Another artist whose attitude and work I admire is Frank Bowling.

Born in the former British Colony of Guyana, West Indies, the Caribbean in 1936, Bowling moved to London in the 50s, aged just 19. His father was a police district paymaster, and his mother a seamstress.

In London, Bowling completed his national service in the Royal Air Force. He found his passion for art when he studied painting at the Chelsea School of Art and the Royal College of Art alongside David Hockney and R.B. Kitaj.

When graduating in 1962, Hockney was awarded the gold medal, while Bowling was given the silver. Bowling has been expected to claim the gold, but a controversial relationship is said to have lead to him only being awarded silver.

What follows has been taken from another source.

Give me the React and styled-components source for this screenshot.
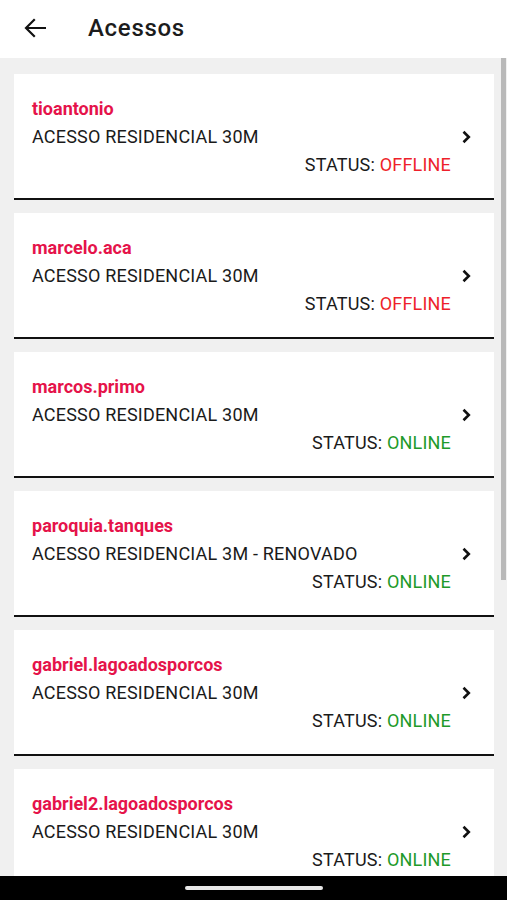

Bowling’s first solo exhibition, Image in Revolt, was held at the Grabowski Gallery, London, in 1962.

More recently, Bowling spends his time between his studios in London and New York.

I was lucky enough to attend an exhibition of his work at Tate Britain in June 2019 entitled ‘The possibilities of paint are never ending’, (a sentiment that I understand).

Find out more here.

Bowling said, ‘I am very open to accidents, I know they will happen, so I try to go along with them and see where they lead’. Again, this statement strongly resonates. I find this inspirational and embrace this thinking in my work.

I particularly like his work ‘The poured paintings’ and I was hoping to see some of them at this exhibition, but sadly there was little on display.

My piece ‘Running’ embraces and utilises some of this technique.